Task objective> Copy out all lines in the data below containing the string "styles".
═══ Material provided
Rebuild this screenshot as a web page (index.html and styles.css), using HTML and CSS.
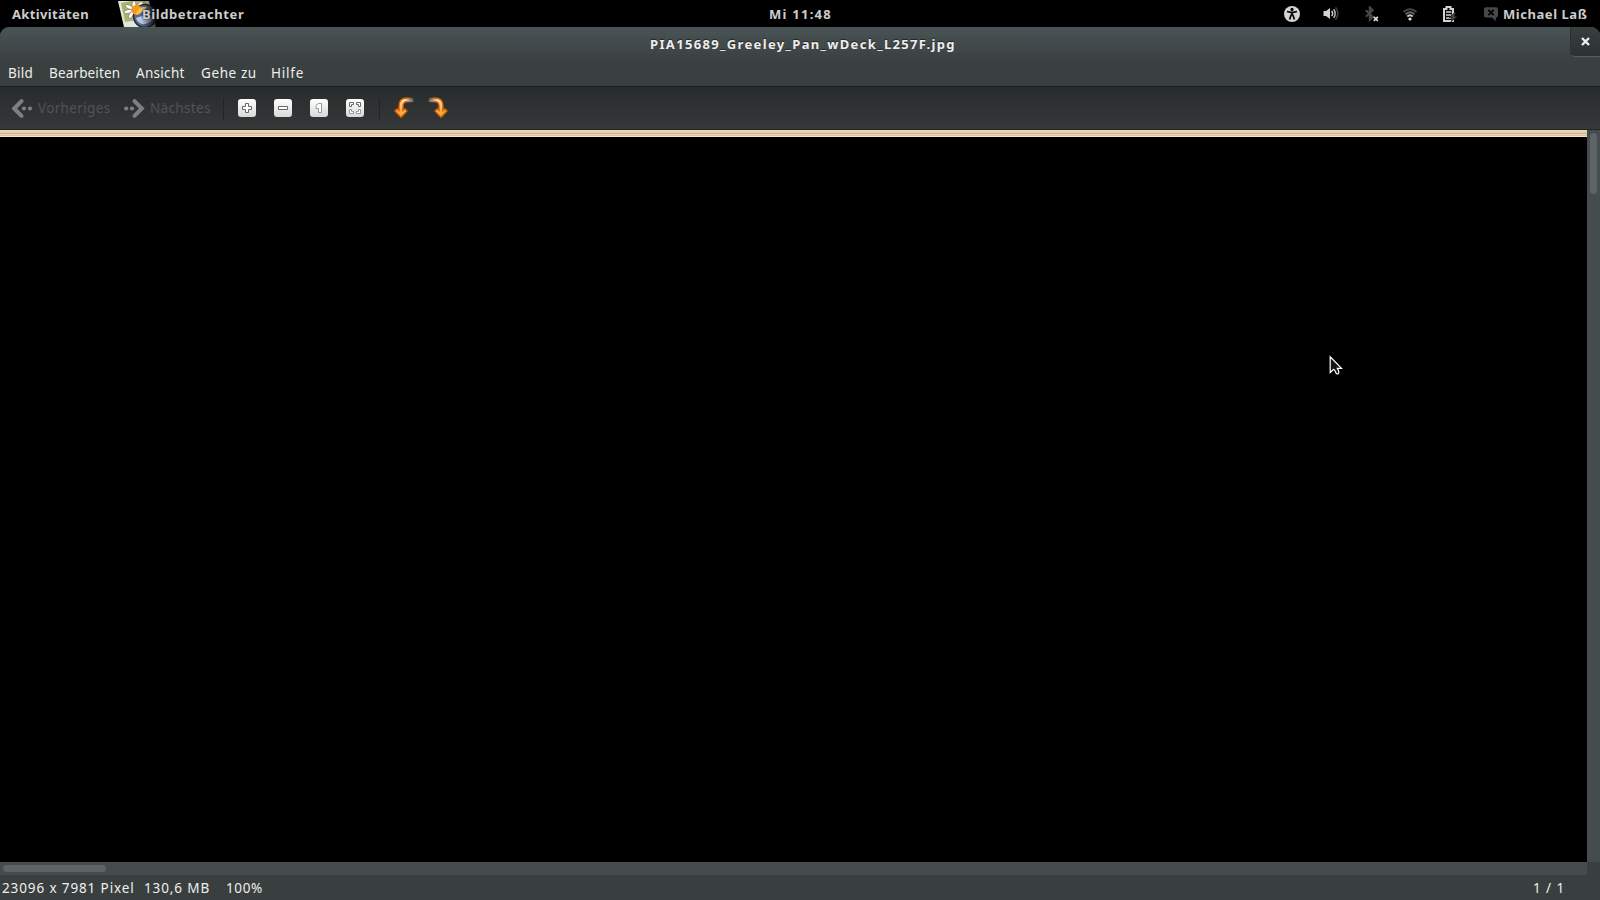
FILE: index.html
```html
<!DOCTYPE html>
<html lang="de">

<head>
  <meta charset="UTF-8">
  <title>Bildbetrachter</title>
  <link rel="stylesheet" href="styles.css">
</head>

<body>
  <header class="panel">
    <span class="activities">Aktivitäten</span>
    <div class="app-menu">
      <svg class="app-icon" width="42" height="26" viewBox="0 0 42 26">
        <defs>
          <linearGradient id="fade" x1="0" x2="1">
            <stop offset="0.55" stop-color="#fff" />
            <stop offset="1" stop-color="#000" />
          </linearGradient>
          <mask id="icon-mask">
            <rect width="42" height="26" fill="url(#fade)" />
          </mask>
        </defs>
        <g mask="url(#icon-mask)">
          <path d="M0 0L31 0L38 26L6 26Z" fill="#e4e6e1" />
          <path d="M3 2L27 -3L32 17L7 21Z" fill="#a9b568" />
          <g fill="#fff" stroke="#8f7468" stroke-width="0.7">
            <ellipse cx="16" cy="4" rx="2" ry="4" />
            <ellipse cx="11" cy="6" rx="4" ry="1.9" transform="rotate(25 11 6)" />
            <ellipse cx="10" cy="10.5" rx="4" ry="1.9" transform="rotate(-12 10 10.5)" />
            <ellipse cx="13" cy="14" rx="1.9" ry="4" transform="rotate(30 13 14)" />
            <ellipse cx="22" cy="4" rx="4" ry="2" transform="rotate(-50 22 4)" />
          </g>
          <circle cx="27" cy="15" r="11.5" fill="#5a6c8c" stroke="#252b38" stroke-width="1.5" />
          <circle cx="18.5" cy="9" r="5" fill="#f29a1c" />
          <path d="M18 14C19 8 23 5 29 6C26 10 23 12 18 14Z" fill="#f8c04c" />
          <path d="M18 17Q25 13 35 18Q30 24 24 23Q19 21 18 17Z" fill="#b9cae6" />
        </g>
      </svg>
      <span>Bildbetrachter</span>
    </div>
    <span class="clock">Mi 11:48</span>
    <div class="tray">
      <svg width="16" height="16" viewBox="0 0 16 16">
        <circle cx="8" cy="8" r="8" fill="#d3d3d3" />
        <circle cx="8" cy="3.4" r="1.6" fill="#000" />
        <path d="M3 5.5L7 6.3H9L13 5.5M8 6.5V9.5M7.3 8.5L5.6 13.5M8.7 8.5L10.4 13.5" fill="none" stroke="#000" stroke-width="1.7" />
      </svg>
      <svg width="16" height="16" viewBox="0 0 16 16">
        <path d="M0.5 5H3L7 2V13L3 10H0.5Z" fill="#d3d3d3" />
        <path d="M8.7 5Q10.6 7.5 8.7 10" fill="none" stroke="#d3d3d3" stroke-width="1.5" />
        <path d="M10.7 3.2Q13.8 7.5 10.7 11.8" fill="none" stroke="#bbb" stroke-width="1.5" />
        <path d="M12.6 1.4Q17 7.5 12.6 13.6" fill="none" stroke="#444" stroke-width="1.5" />
      </svg>
      <svg class="bluetooth" width="16" height="16" viewBox="0 0 16 16">
        <path d="M0.8 4.3L7.8 10.8L4.8 13.8V1.2L7.8 4.3L0.8 10.8" fill="none" stroke="#484848" stroke-width="2" />
        <path d="M8.8 10.8L12.8 15M12.8 10.8L8.8 15" stroke="#ddd" stroke-width="1.8" />
      </svg>
      <svg width="16" height="16" viewBox="0 0 16 16">
        <g fill="none" stroke-width="1.8">
          <path d="M1.5 6Q8 0.2 14.5 6" stroke="#484848" />
          <path d="M3.5 8.3Q8 4.2 12.5 8.3" stroke="#666" />
          <path d="M5.3 10.5Q8 8 10.7 10.5" stroke="#ccc" />
        </g>
        <circle cx="8" cy="13" r="1.6" fill="#e0e0e0" />
      </svg>
      <svg width="16" height="16" viewBox="0 0 16 16">
        <path d="M4.5 1H8.5V3H11V15H2V3H4.5Z" fill="none" stroke="#d3d3d3" stroke-width="2" />
        <path d="M4 6H9.5M4 9H9.5M4 12H9.5" stroke="#d3d3d3" stroke-width="1.3" />
        <path d="M13 6L7.5 11.5H10.5L9 16L15.5 10.2H12.3L14 6Z" fill="#484848" stroke="#000" stroke-width="0.5" />
      </svg>
      <svg class="chat" width="14" height="16" viewBox="0 0 14 16">
        <path d="M2 1.3H12Q14 1.3 14 3.3V9.5Q14 11.5 12 11.5L11.5 15L8 11.5H2Q0 11.5 0 9.5V3.3Q0 1.3 2 1.3Z" fill="#484848" />
        <path d="M4.3 3.8L9.7 9.2M9.7 3.8L4.3 9.2" stroke="#000" stroke-width="1.8" />
      </svg>
      <span class="user">Michael Laß</span>
    </div>
  </header>

  <div class="window">
    <div class="window-top">
      <div class="titlebar">
        <span class="title">PIA15689_Greeley_Pan_wDeck_L257F.jpg</span>
        <div class="close">
          <svg width="9" height="9" viewBox="0 0 9 9">
            <path d="M1 1L8 8M8 1L1 8" stroke="#eee" stroke-width="2.4" />
          </svg>
        </div>
      </div>
      <nav class="menubar">
        <span class="m-bild">Bild</span>
        <span class="m-edit">Bearbeiten</span>
        <span class="m-view">Ansicht</span>
        <span class="m-go">Gehe zu</span>
        <span class="m-help">Hilfe</span>
      </nav>
    </div>

    <div class="toolbar">
      <div class="nav prev">
        <svg width="21" height="19" viewBox="0 0 21 19">
          <path d="M9.5 2.2L2.2 9.5L9.5 16.8" fill="none" stroke="#7d8080" stroke-width="4" stroke-linecap="round" />
          <circle cx="12" cy="9.5" r="2.1" fill="#7d8080" />
          <circle cx="18" cy="9.5" r="2.1" fill="#7d8080" />
        </svg>
        <span>Vorheriges</span>
      </div>
      <div class="nav next">
        <svg width="21" height="19" viewBox="0 0 21 19">
          <path d="M10.5 2.2L17.8 9.5L10.5 16.8" fill="none" stroke="#7d8080" stroke-width="4" stroke-linecap="round" />
          <circle cx="2.2" cy="9.5" r="2.1" fill="#7d8080" />
          <circle cx="8" cy="9.5" r="2.1" fill="#7d8080" />
        </svg>
        <span>Nächstes</span>
      </div>
      <div class="separator"></div>
      <div class="zoom-tools">
        <div class="key">
          <svg width="18" height="18" viewBox="0 0 18 18">
            <path d="M7.5 4.5H10.5V7.5H13.5V10.5H10.5V13.5H7.5V10.5H4.5V7.5H7.5Z" />
          </svg>
        </div>
        <div class="key">
          <svg width="18" height="18" viewBox="0 0 18 18">
            <path d="M4.5 7.5H13.5V10.5H4.5Z" />
          </svg>
        </div>
        <div class="key">
          <svg width="18" height="18" viewBox="0 0 18 18">
            <path class="light" d="M8.5 4.5H11.5V13.5H8.5V9.5H6V6.5Z" />
          </svg>
        </div>
        <div class="key">
          <svg width="18" height="18" viewBox="0 0 18 18">
            <path d="M3.5 3.5H7.5V5.5H5.5V7.5H3.5ZM10.5 3.5H14.5V7.5H12.5V5.5H10.5Z" />
            <path class="light" d="M3.5 10.5H5.5V12.5H7.5V14.5H3.5ZM12.5 10.5H14.5V14.5H10.5V12.5H12.5Z" />
          </svg>
        </div>
      </div>
      <div class="separator second"></div>
      <div class="rotate-tools">
        <svg width="20" height="22" viewBox="0 0 20 22">
          <defs>
            <linearGradient id="edge" x1="0" x2="1">
              <stop offset="0.6" stop-color="#d86000" />
              <stop offset="1" stop-color="#d86000" stop-opacity="0" />
            </linearGradient>
            <linearGradient id="fill" x1="1" x2="0" y1="0" y2="1">
              <stop offset="0" stop-color="#fff" stop-opacity="0" />
              <stop offset="0.3" stop-color="#ffe6c8" />
              <stop offset="0.6" stop-color="#ffb45a" />
              <stop offset="1" stop-color="#ff9413" />
            </linearGradient>
          </defs>
          <path id="turn" d="M19.5 1H13Q5 1 5 9V13.5L3 12L1 14L7 20.3L13 14L11 12L9 13.5V9Q9 4.8 13 4.8H19.5Z" fill="url(#fill)" stroke="url(#edge)" stroke-width="1.4" />
        </svg>
        <svg width="20" height="22" viewBox="0 0 20 22">
          <use href="#turn" transform="translate(20 0) scale(-1 1)" />
        </svg>
      </div>
    </div>

    <main class="viewer">
      <div class="photo"></div>
      <div class="scroll vertical">
        <div class="thumb"></div>
      </div>
      <div class="scroll horizontal">
        <div class="thumb"></div>
      </div>
      <div class="corner"></div>
    </main>

    <footer class="statusbar">
      <span class="size">23096 x 7981 Pixel</span>
      <span class="bytes">130,6 MB</span>
      <span class="zoom">100%</span>
      <span class="count">1 / 1</span>
    </footer>
  </div>

  <svg class="cursor" width="16" height="23" viewBox="0 0 16 23">
    <path d="M1.2 1.8V17.5L4.6 14.3Q6 14.5 6.5 17Q7.5 19.5 9.3 18.6Q10.8 17.5 8.3 13.4H12.5Z" fill="#151515" stroke="#fff" stroke-width="1.2" />
  </svg>
</body>

</html>
```

FILE: styles.css
```css
* {
  box-sizing: border-box;
}

body {
  margin: 0;
  width: 1600px;
  height: 900px;
  overflow: hidden;
  background: #000;
  color: #eee;
  font-family: "Noto Sans", "Open Sans", sans-serif;
  font-size: 13.5px;
  line-height: 18px;
  white-space: nowrap;
}

svg {
  display: block;
  flex: none;
}

/* top panel */
.panel {
  display: grid;
  grid-template-columns: 118px 651px 1fr auto;
  align-items: center;
  height: 27px;
  font-weight: bold;
  font-size: 13px;
  color: #ccc;
}

.activities {
  padding-left: 12px;
  letter-spacing: 0.35px;
}

.app-menu {
  display: flex;
  align-items: center;
}

.app-icon {
  margin-right: -18px;
}

.app-menu span {
  position: relative;
  letter-spacing: 0.6px;
  text-shadow: 0 0 2px #000;
}

.clock {
  letter-spacing: 1.25px;
}

.tray {
  display: flex;
  align-items: center;
  gap: 23.5px;
  padding-right: 13px;
}

.tray .bluetooth {
  margin: 0 -2px 0 2px;
}

.tray .chat {
  margin-left: 2.5px;
}

.tray .user {
  width: 84px;
  margin-left: -18px;
  letter-spacing: 0.55px;
}

/* window frame */
.window {
  display: flex;
  flex-direction: column;
  height: 873px;
  border-radius: 9px 9px 0 0;
  overflow: hidden;
  background: #393f3f;
}

.window-top {
  height: 59px;
  background: linear-gradient(#4a5456, #3a4040 34px, #393f3f);
}

.titlebar {
  display: grid;
  grid-template-columns: 1570px 30px;
  height: 34px;
}

.title {
  padding: 8px 0 0 650px;
  font-weight: bold;
  font-size: 13px;
  letter-spacing: 1.35px;
  text-shadow: 0 -1px 1px #222;
}

.close {
  display: flex;
  justify-content: center;
  height: 30px;
  padding-top: 10px;
  border: solid #526060;
  border-width: 0 0 1px 1px;
  border-left-color: #2b3030;
  border-radius: 0 0 0 5px;
  background: linear-gradient(#393e3e, #2d3131);
}

.menubar {
  display: flex;
  padding: 3px 0 0 8px;
}

.m-bild {
  width: 41px;
  letter-spacing: 0.25px;
}

.m-edit {
  width: 87px;
  letter-spacing: 0.15px;
}

.m-view {
  width: 65px;
  letter-spacing: 0.3px;
}

.m-go {
  width: 70px;
  letter-spacing: 0.6px;
}

.m-help {
  letter-spacing: 0.8px;
}

/* toolbar */
.toolbar {
  display: flex;
  align-items: center;
  height: 44px;
  padding-left: 12px;
  border-top: 1px solid #191c1c;
  border-bottom: 1px solid #202424;
  background: linear-gradient(#292c2d, #343838);
}

.nav {
  display: flex;
  align-items: center;
  gap: 5px;
  color: #505454;
  letter-spacing: 0.35px;
}

.prev {
  width: 112px;
}

.next {
  width: 99px;
}

.separator {
  width: 1px;
  height: 22px;
  margin-top: 1px;
  background: #222525;
}

.zoom-tools {
  display: flex;
  gap: 18px;
  margin-left: 14px;
}

.key {
  width: 18px;
  height: 18px;
  border-radius: 3px;
  background: linear-gradient(#fff, #d8d8d8);
}

.key path {
  fill: #fff;
  stroke: #666;
}

.key .light {
  stroke: #999;
}

.second {
  margin-left: 15px;
}

.rotate-tools {
  display: flex;
  gap: 14px;
  margin-left: 14px;
}

/* image area */
.viewer {
  flex: 1;
  display: grid;
  grid-template-columns: 1fr 13px;
  grid-template-rows: 1fr 13px;
}

.photo {
  background: linear-gradient(#ead8b8 0 1px, #e8cfae 1px 3px, #c9b28c 3px 4px, #ecd9bb 4px 5px, #dcc39d 5px 6px, #f3e5c9 6px 7px, #000 7px);
}

.scroll {
  background: #444c4d;
}

.thumb {
  border-radius: 4px;
  background: #5d6463;
}

.vertical {
  padding: 3px;
}

.vertical .thumb {
  height: 61px;
}

.horizontal {
  padding: 3px;
}

.horizontal .thumb {
  width: 103px;
  height: 7px;
}

.statusbar {
  display: flex;
  height: 25px;
  padding: 4px 35px 0 2px;
  letter-spacing: 0.88px;
}

.size {
  width: 142px;
}

.bytes {
  width: 82px;
}

.zoom {
  letter-spacing: 0.6px;
}

.count {
  margin-left: auto;
}

.cursor {
  position: absolute;
  left: 1329px;
  top: 355px;
}
```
══════
Solution to the problem>
Rebuild this screenshot as a web page (index.html and styles.css), using HTML and CSS.
  <link rel="stylesheet" href="styles.css">
FILE: styles.css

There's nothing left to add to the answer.